Task details -
Scan the lines below for "styles"; report the number of lines that contain it, and only that.
* Start *
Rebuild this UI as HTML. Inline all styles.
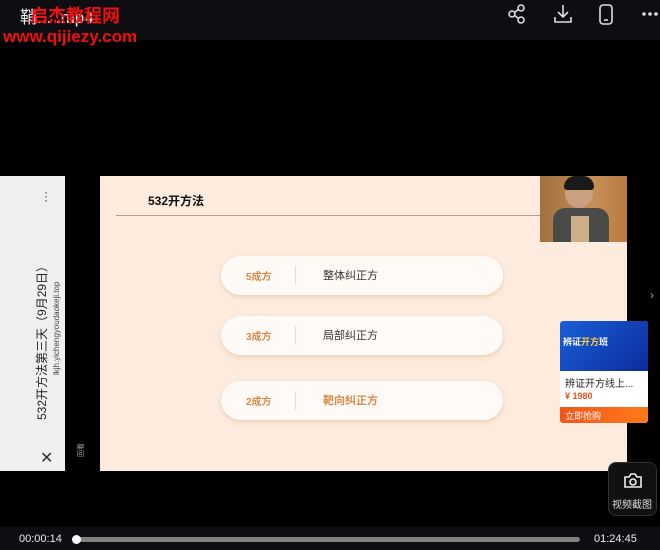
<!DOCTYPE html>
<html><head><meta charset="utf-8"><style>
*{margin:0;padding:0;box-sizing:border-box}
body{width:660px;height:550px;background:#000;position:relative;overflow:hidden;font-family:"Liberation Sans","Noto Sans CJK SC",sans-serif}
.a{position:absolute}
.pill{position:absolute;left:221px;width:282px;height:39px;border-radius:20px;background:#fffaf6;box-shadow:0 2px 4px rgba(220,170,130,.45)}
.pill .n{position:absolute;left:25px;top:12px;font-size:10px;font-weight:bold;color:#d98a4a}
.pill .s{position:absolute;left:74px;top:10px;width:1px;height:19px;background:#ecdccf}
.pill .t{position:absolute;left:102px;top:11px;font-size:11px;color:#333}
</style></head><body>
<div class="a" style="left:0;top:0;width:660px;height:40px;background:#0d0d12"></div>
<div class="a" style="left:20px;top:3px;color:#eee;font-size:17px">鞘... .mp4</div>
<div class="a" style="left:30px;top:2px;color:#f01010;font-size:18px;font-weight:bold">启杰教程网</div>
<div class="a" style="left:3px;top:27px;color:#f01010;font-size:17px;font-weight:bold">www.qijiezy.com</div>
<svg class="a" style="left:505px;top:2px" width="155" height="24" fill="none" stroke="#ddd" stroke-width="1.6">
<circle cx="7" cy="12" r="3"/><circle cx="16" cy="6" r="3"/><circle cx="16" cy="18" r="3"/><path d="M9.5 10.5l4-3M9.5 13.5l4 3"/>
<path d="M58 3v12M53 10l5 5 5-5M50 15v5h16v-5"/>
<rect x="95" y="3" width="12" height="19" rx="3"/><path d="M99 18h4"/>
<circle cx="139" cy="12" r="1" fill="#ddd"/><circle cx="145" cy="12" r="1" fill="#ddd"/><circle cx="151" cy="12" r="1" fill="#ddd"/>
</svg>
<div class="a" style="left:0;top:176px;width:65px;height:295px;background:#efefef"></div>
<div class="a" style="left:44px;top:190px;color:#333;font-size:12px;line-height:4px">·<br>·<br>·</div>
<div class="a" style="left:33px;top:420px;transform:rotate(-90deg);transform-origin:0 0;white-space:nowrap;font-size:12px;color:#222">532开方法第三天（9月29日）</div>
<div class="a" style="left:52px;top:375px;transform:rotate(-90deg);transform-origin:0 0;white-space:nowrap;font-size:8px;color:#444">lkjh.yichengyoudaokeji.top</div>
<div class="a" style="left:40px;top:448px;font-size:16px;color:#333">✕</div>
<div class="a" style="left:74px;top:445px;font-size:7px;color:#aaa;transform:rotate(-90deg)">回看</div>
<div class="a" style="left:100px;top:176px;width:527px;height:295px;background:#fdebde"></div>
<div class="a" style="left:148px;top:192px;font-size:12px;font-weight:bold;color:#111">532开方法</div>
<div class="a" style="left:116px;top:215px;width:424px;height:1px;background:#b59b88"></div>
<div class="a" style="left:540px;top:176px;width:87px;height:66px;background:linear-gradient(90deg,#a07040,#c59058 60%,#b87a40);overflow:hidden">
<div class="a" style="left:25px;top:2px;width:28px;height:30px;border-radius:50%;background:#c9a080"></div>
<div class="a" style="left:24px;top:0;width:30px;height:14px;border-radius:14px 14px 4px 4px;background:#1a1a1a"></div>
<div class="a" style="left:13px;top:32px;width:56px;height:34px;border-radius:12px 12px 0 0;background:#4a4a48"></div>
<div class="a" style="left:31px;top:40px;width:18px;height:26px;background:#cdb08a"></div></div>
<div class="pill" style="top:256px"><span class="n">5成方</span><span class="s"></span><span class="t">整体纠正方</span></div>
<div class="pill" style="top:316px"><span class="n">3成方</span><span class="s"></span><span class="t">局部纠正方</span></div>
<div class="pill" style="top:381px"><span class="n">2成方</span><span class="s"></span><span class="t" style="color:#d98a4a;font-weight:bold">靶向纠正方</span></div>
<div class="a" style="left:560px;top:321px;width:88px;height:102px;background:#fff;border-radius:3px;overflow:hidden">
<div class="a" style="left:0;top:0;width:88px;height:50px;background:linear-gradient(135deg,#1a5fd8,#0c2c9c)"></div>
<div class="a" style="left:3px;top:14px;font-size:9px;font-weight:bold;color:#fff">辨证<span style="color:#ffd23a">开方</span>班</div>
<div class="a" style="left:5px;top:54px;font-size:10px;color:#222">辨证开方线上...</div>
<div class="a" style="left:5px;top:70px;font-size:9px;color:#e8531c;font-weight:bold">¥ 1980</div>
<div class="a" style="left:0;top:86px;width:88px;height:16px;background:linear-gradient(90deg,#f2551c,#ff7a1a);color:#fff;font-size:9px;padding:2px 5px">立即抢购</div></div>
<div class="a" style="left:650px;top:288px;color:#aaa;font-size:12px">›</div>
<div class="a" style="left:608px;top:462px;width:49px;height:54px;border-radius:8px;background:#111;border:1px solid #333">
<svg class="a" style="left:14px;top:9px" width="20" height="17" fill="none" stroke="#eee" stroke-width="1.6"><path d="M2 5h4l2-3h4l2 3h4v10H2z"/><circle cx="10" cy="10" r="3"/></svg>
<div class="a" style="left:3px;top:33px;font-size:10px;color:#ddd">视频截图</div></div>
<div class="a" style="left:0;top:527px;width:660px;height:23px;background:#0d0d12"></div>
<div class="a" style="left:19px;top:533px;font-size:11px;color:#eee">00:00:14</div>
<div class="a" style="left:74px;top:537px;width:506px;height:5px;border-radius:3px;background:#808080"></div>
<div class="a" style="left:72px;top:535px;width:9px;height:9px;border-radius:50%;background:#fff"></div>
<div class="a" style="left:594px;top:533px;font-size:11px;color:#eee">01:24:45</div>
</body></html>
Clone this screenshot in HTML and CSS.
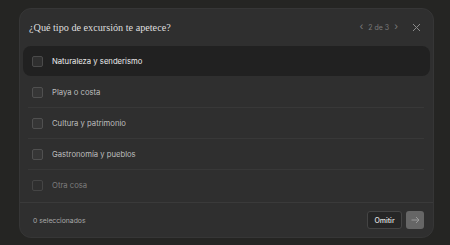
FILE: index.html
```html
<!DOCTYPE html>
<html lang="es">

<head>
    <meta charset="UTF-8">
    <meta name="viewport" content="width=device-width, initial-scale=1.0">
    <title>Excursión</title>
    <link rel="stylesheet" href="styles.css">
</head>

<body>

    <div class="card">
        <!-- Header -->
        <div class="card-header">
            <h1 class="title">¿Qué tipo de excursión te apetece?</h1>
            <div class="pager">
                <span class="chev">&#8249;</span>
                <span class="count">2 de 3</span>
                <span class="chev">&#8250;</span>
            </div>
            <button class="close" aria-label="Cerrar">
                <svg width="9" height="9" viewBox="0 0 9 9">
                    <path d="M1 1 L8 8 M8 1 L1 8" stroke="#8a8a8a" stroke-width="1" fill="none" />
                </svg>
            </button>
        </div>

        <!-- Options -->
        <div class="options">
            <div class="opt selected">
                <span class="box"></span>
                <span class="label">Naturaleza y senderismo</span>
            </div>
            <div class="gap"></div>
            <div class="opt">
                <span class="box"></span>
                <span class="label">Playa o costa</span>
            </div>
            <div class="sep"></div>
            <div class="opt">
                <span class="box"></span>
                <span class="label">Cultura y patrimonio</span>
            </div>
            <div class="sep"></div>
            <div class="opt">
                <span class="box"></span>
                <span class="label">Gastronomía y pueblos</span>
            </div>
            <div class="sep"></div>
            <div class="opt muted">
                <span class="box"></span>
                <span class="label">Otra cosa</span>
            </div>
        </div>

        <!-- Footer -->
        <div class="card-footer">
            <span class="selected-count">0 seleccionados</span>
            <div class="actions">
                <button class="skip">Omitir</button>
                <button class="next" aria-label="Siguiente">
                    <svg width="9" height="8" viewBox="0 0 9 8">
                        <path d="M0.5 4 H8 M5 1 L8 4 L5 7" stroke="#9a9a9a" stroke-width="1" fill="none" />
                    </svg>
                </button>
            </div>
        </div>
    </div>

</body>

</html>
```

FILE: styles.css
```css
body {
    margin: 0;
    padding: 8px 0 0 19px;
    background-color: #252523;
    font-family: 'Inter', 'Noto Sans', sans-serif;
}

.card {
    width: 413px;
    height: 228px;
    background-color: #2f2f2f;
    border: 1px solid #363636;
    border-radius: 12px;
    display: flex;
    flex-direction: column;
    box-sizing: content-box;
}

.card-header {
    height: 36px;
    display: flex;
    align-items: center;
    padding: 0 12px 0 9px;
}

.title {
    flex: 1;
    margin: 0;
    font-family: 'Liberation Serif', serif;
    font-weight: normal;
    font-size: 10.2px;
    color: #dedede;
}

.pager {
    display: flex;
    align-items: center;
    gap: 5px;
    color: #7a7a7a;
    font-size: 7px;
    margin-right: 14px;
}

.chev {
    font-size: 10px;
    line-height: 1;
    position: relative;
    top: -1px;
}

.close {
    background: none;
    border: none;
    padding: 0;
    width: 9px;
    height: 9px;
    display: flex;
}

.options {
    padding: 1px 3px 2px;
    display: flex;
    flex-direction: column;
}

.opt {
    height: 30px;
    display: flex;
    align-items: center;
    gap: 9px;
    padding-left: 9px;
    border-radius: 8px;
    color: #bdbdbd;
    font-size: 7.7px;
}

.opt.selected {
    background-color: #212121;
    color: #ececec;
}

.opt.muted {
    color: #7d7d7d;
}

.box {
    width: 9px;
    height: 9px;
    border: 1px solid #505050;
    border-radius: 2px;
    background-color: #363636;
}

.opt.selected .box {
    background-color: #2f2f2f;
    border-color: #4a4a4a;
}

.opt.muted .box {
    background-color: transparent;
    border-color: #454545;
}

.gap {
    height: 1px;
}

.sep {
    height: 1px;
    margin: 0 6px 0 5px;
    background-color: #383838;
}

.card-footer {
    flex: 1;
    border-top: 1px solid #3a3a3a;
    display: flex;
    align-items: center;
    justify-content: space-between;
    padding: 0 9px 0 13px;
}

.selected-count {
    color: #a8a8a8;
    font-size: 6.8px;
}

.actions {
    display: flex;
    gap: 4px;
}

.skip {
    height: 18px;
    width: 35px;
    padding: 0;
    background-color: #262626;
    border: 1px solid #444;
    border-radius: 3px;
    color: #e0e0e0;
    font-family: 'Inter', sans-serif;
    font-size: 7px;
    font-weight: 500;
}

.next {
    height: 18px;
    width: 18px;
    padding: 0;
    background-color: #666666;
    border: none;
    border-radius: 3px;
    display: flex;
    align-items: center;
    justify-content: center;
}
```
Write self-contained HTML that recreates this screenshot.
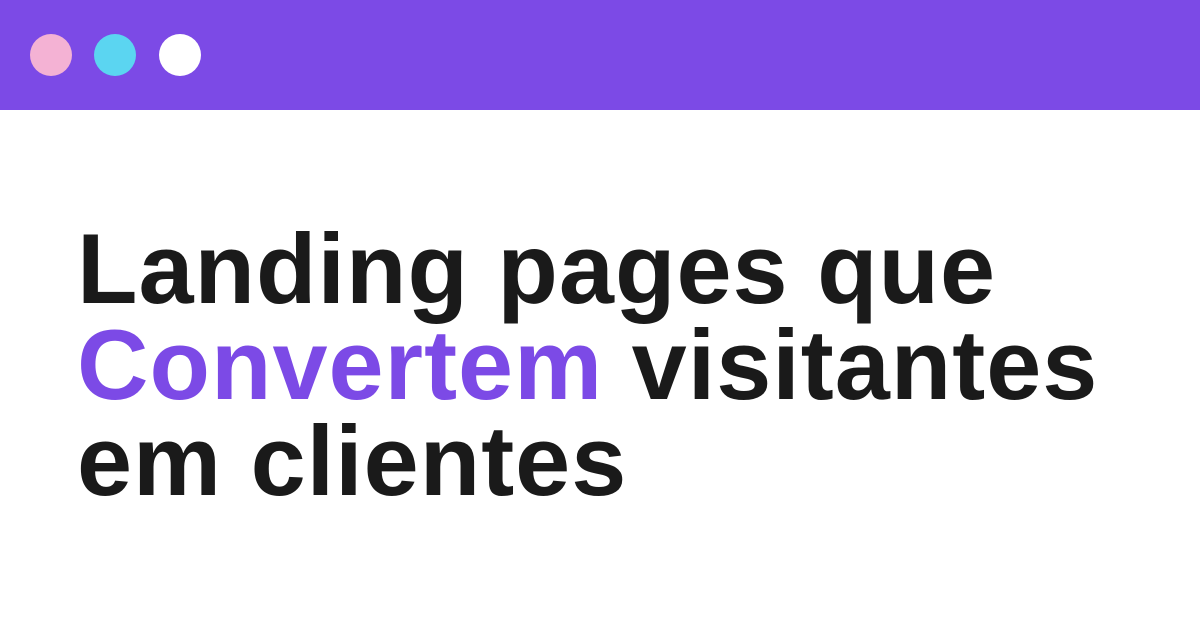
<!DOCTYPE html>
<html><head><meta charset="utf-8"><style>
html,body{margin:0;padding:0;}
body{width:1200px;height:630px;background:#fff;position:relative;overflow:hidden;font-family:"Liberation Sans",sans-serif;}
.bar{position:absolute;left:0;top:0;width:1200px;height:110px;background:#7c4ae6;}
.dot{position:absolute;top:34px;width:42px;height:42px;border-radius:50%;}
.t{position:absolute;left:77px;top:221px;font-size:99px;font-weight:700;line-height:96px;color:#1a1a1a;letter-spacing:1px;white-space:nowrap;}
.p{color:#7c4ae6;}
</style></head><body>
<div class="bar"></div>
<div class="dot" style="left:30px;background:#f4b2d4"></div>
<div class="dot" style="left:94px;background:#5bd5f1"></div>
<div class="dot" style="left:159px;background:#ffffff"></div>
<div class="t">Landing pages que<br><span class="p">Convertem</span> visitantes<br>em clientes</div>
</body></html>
* End *
Written response -
3